Volvo MS2L gearbox. OK to freewheel or not.

"Traditional practice was to have a two blade prop and lock it in line with the keel. "

But didn't this mainly apply to long keel boats where the keel formed a sort of shelter for the 2 bladed?

Yes.
When keels stopped being like that on racing boats, they invented the folding prop.

Has anyone with a 3 blade fixed prop ever been sailing along at a steady speed then noticed the boat go faster or slower by locking/unlocking the prop?
I suspect the real world difference with a typical gearbox is much less than with something that spins really freely, like an outboard.
 
Yes.
When keels stopped being like that on racing boats, they invented the folding prop.

Has anyone with a 3 blade fixed prop ever been sailing along at a steady speed then noticed the boat go faster or slower by locking/unlocking the prop?
I suspect the real world difference with a typical gearbox is much less than with something that spins really freely, like an outboard.

Or, indeed, a saildrive as I can turn my props turn by hand with virtually no resistance.

Richard
 
I don't detect any appreciable resistance when turning my shaft by hand, either with the one inch one, PSS seal, yanmar gearbox on the Sadler or the 30 mm shaft, packed gland, Hurth gearbox on the motor sailer.
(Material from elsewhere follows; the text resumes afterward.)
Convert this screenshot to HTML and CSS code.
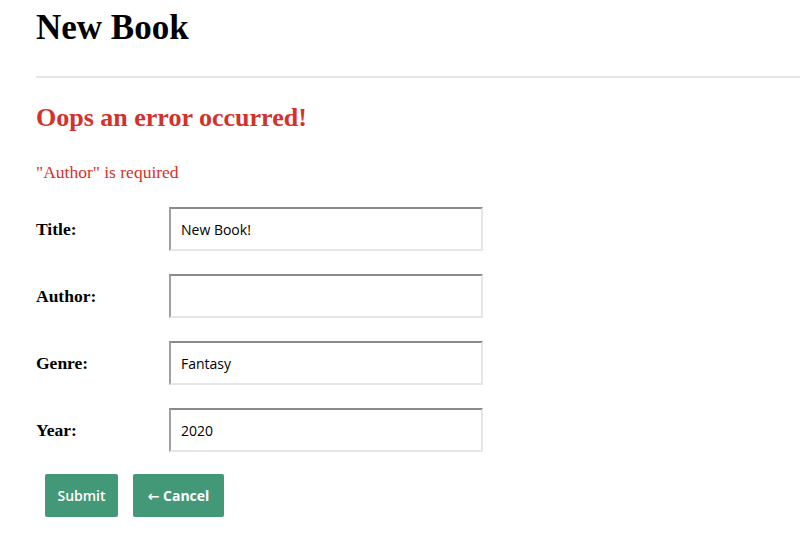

It is only turning a couple of bearings and unmeshed gears, so don't see why there should be.
 
The prop on my long keel Neptunian does not start to rotate until 4 knots sailing..
I am fitting a shaft brake as the noise is irritating and I think my Thames Marine box should not freewheel in any case.
When sailing at 5 or 6 knots I can easilly stop and brake the shaft with my hand so am goung to try a conventional bike brake rather than remove the shaft to fit a disk.
 
This seems so obvious to me, but for some reason it is often questioned.
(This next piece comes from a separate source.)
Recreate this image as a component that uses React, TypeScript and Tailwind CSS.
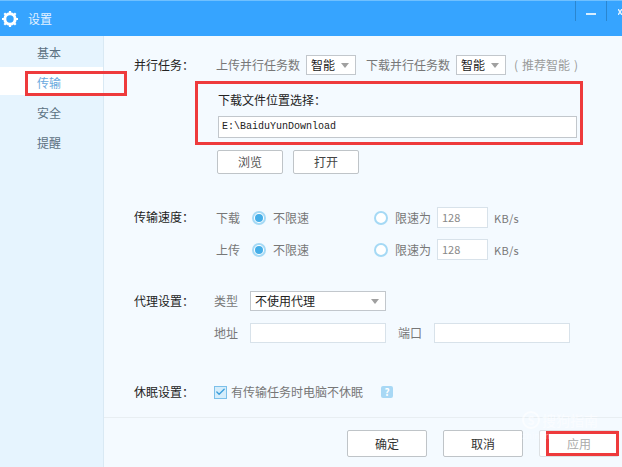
import { Check } from "lucide-react";

const labelFont = "text-[12px] leading-[20px] whitespace-nowrap";

const Arrow = () => (
  <span className="w-0 h-0 border-x-[4px] border-x-transparent border-t-[5px] border-t-[#a0a0a0]" />
);

const Radio = ({ on }: { on?: boolean }) => (
  <span className="w-[14px] h-[14px] rounded-full border-2 border-[#a5d9f5] bg-white flex items-center justify-center shrink-0">
    {on && <span className="w-[8px] h-[8px] rounded-full bg-[#45aee8]" />}
  </span>
);

const Select = ({ text, className }: { text: string; className: string }) => (
  <div className={`h-[20px] border border-[#c2c7cc] bg-white flex items-center justify-between pl-[4px] pr-[6px] text-[#222] ${labelFont} ${className}`}>
    <span>{text}</span>
    <Arrow />
  </div>
);

const Btn = ({ text, className }: { text: string; className: string }) => (
  <button className={`border border-[#bfc4c8] rounded-[2px] bg-white text-[12px] ${className}`}>{text}</button>
);

const SpeedRow = ({ name, className }: { name: string; className?: string }) => (
  <div className={`flex items-center h-[21px] text-[#777] ${labelFont} ${className ?? ""}`}>
    <span className="w-[36px]">{name}</span>
    <Radio on />
    <span className="ml-[7px] w-[101px]">不限速</span>
    <Radio />
    <span className="ml-[7px] w-[42px]">限速为</span>
    <div className="w-[51px] h-[21px] border border-[#d8e2ea] bg-white pl-[4px] text-[11px] leading-[18px] text-[#888]">128</div>
    <span className="ml-[6px] text-[11px] tracking-[0.3px]">KB/s</span>
  </div>
);

export default function App() {
  return (
    <div
      className="relative w-[622px] h-[467px] overflow-hidden bg-[#f4faff] flex flex-col"
      style={{ fontFamily: '"Noto Sans CJK SC", "Liberation Sans", sans-serif' }}
    >
      {/* title bar */}
      <div className="h-[36px] shrink-0 bg-[#36a4ff] border-t border-[#6fc0ff] flex items-center text-white">
        <svg width="20" height="20" viewBox="0 0 20 20">
          <circle cx="10" cy="10" r="5.200" fill="none" stroke="#fff" strokeWidth="3" />
          <path d="M10 2v2M10 16v2M2 10h2M16 10h2M4.300 4.300l1.500 1.500M14.200 14.200l1.500 1.500M4.300 15.700l1.500-1.500M14.200 5.800l1.500-1.500" stroke="#fff" strokeWidth="2.200" />
        </svg>
        <span className="ml-[8px] text-[12px] text-[#e3f2ff]">设置</span>
        <div className="ml-auto flex h-[20px] self-start">
          <div className="w-[32px] border-x border-[#2a86d0] flex items-center justify-center pt-[6px]">
            <span className="w-[10px] h-[2px] bg-[#d8eeff]" />
          </div>
          <div className="w-[15px] pl-[11px] pt-[8px]">
            <svg width="4" height="6" viewBox="0 0 4 6">
              <path d="M0 0l4 6M0 6l4-6" stroke="#e3f2ff" strokeWidth="1.400" />
            </svg>
          </div>
        </div>
      </div>

      <div className="flex flex-1 min-h-0">
        {/* side nav */}
        <div className="w-[104px] shrink-0 bg-[#e6f4fe] border-r border-[#d9e9f4] text-[12px] text-[#5b7081]">
          <div className="h-[31px] pl-[37px] leading-[34px]">基本</div>
          <div className="h-[28px] pl-[37px] leading-[32px] bg-white text-[#6aa9de]">传输</div>
          <div className="h-[30px] pl-[37px] leading-[35px]">安全</div>
          <div className="h-[30px] pl-[37px] leading-[36px]">提醒</div>
        </div>

        <div className="flex-1 min-w-0 flex flex-col">
          {/* settings */}
          <div className="flex-1 pl-[30px] pt-[19px]">
            <div className="flex items-center h-[20px]">
              <span className={`w-[82px] text-[#222] ${labelFont}`}>并行任务：</span>
              <span className={`w-[90px] text-[#777] ${labelFont}`}>上传并行任务数</span>
              <Select text="智能" className="w-[50px]" />
              <span className={`ml-[10px] w-[90px] text-[#777] ${labelFont}`}>下载并行任务数</span>
              <Select text="智能" className="w-[50px]" />
              <span className={`ml-[8px] flex gap-[4px] text-[#9a9a9a] ${labelFont}`}>
                <span>(</span>
                <span>推荐智能</span>
                <span>)</span>
              </span>
            </div>

            <div className={`ml-[84px] mt-[15px] text-[#222] ${labelFont}`}>下载文件位置选择：</div>
            <div className="ml-[84px] mt-[6px] w-[359px] h-[22px] border border-[#c2c7cc] bg-white pl-[3px] text-[10px] leading-[19px] text-[#222]" style={{ fontFamily: '"Liberation Mono", monospace' }}>
              E:\BaiduYunDownload
            </div>
            <div className="ml-[83px] mt-[12px] flex gap-[10px]">
              <Btn text="浏览" className="w-[66px] h-[24px] text-[#555]" />
              <Btn text="打开" className="w-[66px] h-[24px] text-[#444]" />
            </div>

            <div className="mt-[33px] flex">
              <span className={`w-[82px] text-[#222] ${labelFont}`}>传输速度：</span>
              <div>
                <SpeedRow name="下载" />
                <SpeedRow name="上传" className="mt-[11px]" />
              </div>
            </div>

            <div className="mt-[31px] flex">
              <span className={`w-[80px] text-[#222] ${labelFont}`}>代理设置：</span>
              <div>
                <div className="flex items-center h-[20px]">
                  <span className={`w-[36px] text-[#777] ${labelFont}`}>类型</span>
                  <Select text="不使用代理" className="w-[136px]" />
                </div>
                <div className="flex items-center h-[20px] mt-[12px]">
                  <span className={`w-[36px] text-[#777] ${labelFont}`}>地址</span>
                  <div className="w-[136px] h-[20px] border border-[#d8e2ea] bg-white" />
                  <span className={`ml-[12px] w-[36px] text-[#777] ${labelFont}`}>端口</span>
                  <div className="w-[136px] h-[20px] border border-[#d8e2ea] bg-white" />
                </div>
              </div>
            </div>

            <div className="mt-[39px] flex items-center h-[20px]">
              <span className={`w-[80px] text-[#222] ${labelFont}`}>休眠设置：</span>
              <span className="w-[13px] h-[13px] border border-[#7cc0ea] bg-[#d5edfb] flex items-center justify-center">
                <Check size={12} strokeWidth={3} className="text-[#3d9fdc]" />
              </span>
              <span className={`ml-[4px] w-[150px] text-[#777] ${labelFont}`}>有传输任务时电脑不休眠</span>
              <span className="w-[12px] h-[12px] rounded-[2px] bg-[#a8d8f5] text-white text-[10px] leading-[12px] text-center font-bold">?</span>
            </div>
          </div>

          {/* footer */}
          <div className="h-[50px] shrink-0 border-t border-[#e8eef2] flex items-start pt-[12px] pl-[243px] gap-[16px]">
            <Btn text="确定" className="w-[80px] h-[27px] text-[#333]" />
            <Btn text="取消" className="w-[80px] h-[27px] text-[#333]" />
            <Btn text="应用" className="w-[80px] h-[27px] text-[#aaa] border-[#dde1e4]" />
          </div>
        </div>
      </div>

      {/* red annotations */}
      <div className="absolute left-[25px] top-[71px] w-[102px] h-[25px] border-[3px] border-[#ee3a3c]" />
      <div className="absolute left-[195px] top-[81px] w-[388px] h-[64px] border-[3px] border-[#ee3a3c]" />
      <div className="absolute left-[546px] top-[431px] w-[73px] h-[25px] border-[3px] border-[#ee3a3c]" />

      {/* watermark */}
      <div className="absolute left-[522px] top-[411px] flex items-center gap-[2px] text-[14px] leading-[18px] text-white/60">
        <span className="w-[18px] h-[18px] rounded-full border-2 border-white/60 text-[11px] leading-[14px] text-center font-bold">S</span>
        <span>搜狗指南</span>
      </div>
      <div className="absolute left-[522px] top-[431px] text-[9px] leading-[10px] text-white/40">zhinan.sogou.com</div>
    </div>
  );
}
The theory that a spinning prop creates more drag than a freely rotating one stems from autorotation. This is the effect where a freely rotating rotor blade will create more drag than if it were fixed. It allows a helicopter to land with no engine power and a sycamore seed to float to earth slowly. In these cases the drag created by autorotation is hugely more than if the blades were fixed (not that they could be for a sycamore seed). However, there's a very good reason for this - they are specially designed to be able to do it. A helicopter will never be licensed to fly unless it can land safely unpowered.

The way autorotation works is by designing the pitch along the blade carefully. The inner part of the blade is moving through the air much more slowly that the outer part. By using this and varying radially the pitch the angle of attack of the air as it hits the blade is controlled. This variation in the angle of attack means that one section of the blade is being driven by the upcoming air, causing the blades to continue to rotate, and another section is driving the air, causing the upwards force on the blade that slows the helicopter's or seed's descent.

It's a difficult balance for the blade designer (or evolution) to achieve, and in a helicopter requires an immediate response by the pilot to set the blade pitch correctly when an engine fails. Once the moment is past and the blades slow to below 80% of their flying speed an autorotating state can never be attained and the helicopter will plummet. This is the reason why during helicopter pilot training the instructors make you practice simulated engine failure again and again.

A downside of a rotor system that can autorotate like this is less efficiency when powered, but the ability of a helicopter to land safely on engine failure is paramount. A boat propeller is designed to work only one way - to create thrust when powered, and is never required to autorotate. If allowed to run freely it will rotate, but not autorotate in the helicopter sense where it is creating significant drag. That's why the myth is just a myth and there will always be less drag allowing it to rotate.